Required work
Pick out every line with the word "this" and copy it.

━━━━━━━━━━━━━━━━━━━━━━━━━━━━━━

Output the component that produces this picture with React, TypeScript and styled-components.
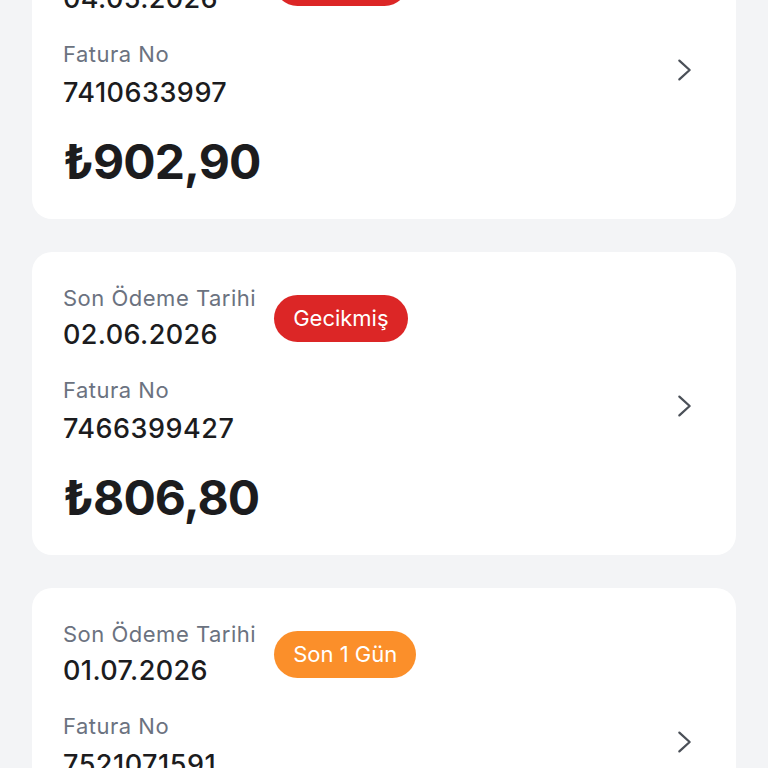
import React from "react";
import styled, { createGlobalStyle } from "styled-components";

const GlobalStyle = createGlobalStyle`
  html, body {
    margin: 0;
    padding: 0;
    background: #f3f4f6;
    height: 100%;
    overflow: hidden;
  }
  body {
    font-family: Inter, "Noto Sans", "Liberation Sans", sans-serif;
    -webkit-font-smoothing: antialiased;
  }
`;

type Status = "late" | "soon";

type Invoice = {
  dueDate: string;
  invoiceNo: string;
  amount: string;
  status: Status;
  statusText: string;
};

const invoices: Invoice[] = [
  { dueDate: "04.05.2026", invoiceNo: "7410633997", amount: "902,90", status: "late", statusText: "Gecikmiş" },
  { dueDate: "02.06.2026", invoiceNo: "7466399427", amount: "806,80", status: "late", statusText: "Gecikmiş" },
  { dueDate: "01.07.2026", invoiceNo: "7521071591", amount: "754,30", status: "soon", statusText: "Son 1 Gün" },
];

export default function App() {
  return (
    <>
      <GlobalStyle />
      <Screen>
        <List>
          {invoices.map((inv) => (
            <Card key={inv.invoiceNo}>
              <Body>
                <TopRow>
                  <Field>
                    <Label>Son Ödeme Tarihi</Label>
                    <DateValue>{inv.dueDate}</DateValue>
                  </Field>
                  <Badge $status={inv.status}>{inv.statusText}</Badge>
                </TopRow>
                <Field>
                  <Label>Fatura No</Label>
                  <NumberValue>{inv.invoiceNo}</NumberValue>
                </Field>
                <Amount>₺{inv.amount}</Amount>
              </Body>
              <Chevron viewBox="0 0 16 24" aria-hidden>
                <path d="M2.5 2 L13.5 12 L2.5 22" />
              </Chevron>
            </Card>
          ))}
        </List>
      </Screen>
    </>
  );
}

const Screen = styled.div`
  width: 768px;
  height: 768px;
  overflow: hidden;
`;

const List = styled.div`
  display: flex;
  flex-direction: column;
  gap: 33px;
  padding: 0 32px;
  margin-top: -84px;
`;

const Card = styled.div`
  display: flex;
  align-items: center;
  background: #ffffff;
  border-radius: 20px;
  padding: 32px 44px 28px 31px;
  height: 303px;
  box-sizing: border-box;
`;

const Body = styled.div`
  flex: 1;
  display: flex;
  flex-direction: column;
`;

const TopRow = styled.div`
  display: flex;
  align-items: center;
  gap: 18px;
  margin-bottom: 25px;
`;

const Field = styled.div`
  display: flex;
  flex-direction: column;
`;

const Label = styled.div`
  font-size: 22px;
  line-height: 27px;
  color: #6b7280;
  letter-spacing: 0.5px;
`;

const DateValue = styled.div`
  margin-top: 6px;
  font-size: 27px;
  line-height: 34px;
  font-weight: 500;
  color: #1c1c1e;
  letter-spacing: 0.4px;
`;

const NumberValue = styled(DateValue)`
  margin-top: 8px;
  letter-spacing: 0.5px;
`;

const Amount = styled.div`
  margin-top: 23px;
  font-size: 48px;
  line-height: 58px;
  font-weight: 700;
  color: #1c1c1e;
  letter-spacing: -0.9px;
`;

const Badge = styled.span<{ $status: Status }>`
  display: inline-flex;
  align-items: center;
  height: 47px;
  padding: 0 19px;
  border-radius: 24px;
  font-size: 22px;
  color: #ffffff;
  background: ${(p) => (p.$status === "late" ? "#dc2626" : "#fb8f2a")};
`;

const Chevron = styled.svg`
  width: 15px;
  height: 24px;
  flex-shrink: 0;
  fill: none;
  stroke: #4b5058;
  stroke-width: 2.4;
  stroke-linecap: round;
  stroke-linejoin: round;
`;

━━━━━━━━━━━━━━━━━━━━━━━━━━━━━━

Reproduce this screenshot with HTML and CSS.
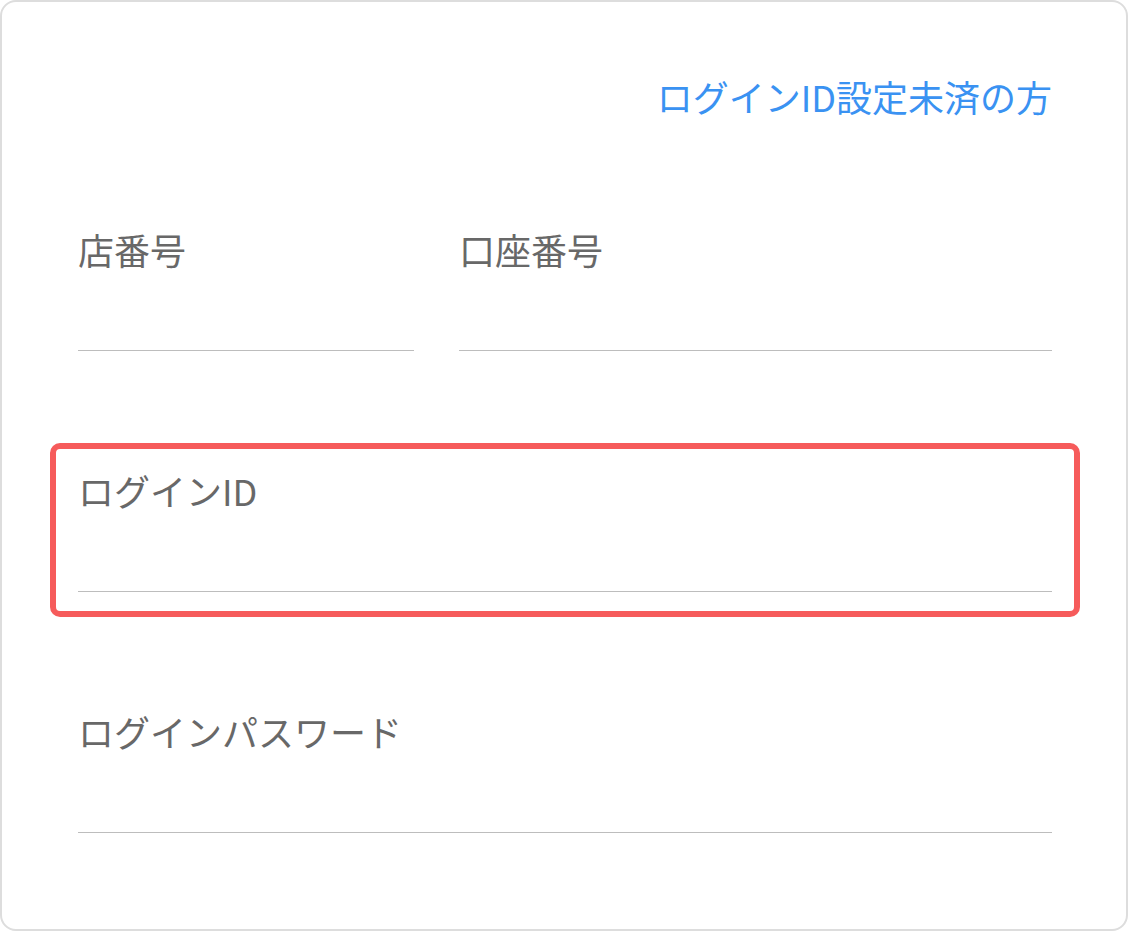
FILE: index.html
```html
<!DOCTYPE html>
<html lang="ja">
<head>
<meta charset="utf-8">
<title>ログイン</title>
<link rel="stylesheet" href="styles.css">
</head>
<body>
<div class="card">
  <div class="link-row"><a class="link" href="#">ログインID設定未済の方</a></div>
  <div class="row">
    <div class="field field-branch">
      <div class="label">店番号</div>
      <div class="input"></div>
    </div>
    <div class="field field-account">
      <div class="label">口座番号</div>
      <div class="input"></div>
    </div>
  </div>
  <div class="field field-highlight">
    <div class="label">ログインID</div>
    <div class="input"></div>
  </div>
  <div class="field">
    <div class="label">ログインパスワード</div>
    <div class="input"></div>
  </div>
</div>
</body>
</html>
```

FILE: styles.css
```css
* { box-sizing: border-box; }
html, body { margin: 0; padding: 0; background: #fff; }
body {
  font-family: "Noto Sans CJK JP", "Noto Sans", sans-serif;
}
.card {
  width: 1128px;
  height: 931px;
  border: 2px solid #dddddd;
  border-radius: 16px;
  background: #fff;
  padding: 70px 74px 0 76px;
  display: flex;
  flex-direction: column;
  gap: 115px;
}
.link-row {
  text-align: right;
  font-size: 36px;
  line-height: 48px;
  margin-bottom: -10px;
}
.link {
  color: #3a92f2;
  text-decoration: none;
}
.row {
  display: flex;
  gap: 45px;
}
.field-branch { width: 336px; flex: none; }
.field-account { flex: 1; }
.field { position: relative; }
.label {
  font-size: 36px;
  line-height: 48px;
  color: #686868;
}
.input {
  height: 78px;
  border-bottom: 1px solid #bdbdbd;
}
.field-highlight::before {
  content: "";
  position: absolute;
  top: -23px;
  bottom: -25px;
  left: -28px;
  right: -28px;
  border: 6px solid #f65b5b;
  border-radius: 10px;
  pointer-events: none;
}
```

━━━━━━━━━━━━━━━━━━━━━━━━━━━━━━

The result
Output the component that produces this picture with React, TypeScript and styled-components.
Reproduce this screenshot with HTML and CSS.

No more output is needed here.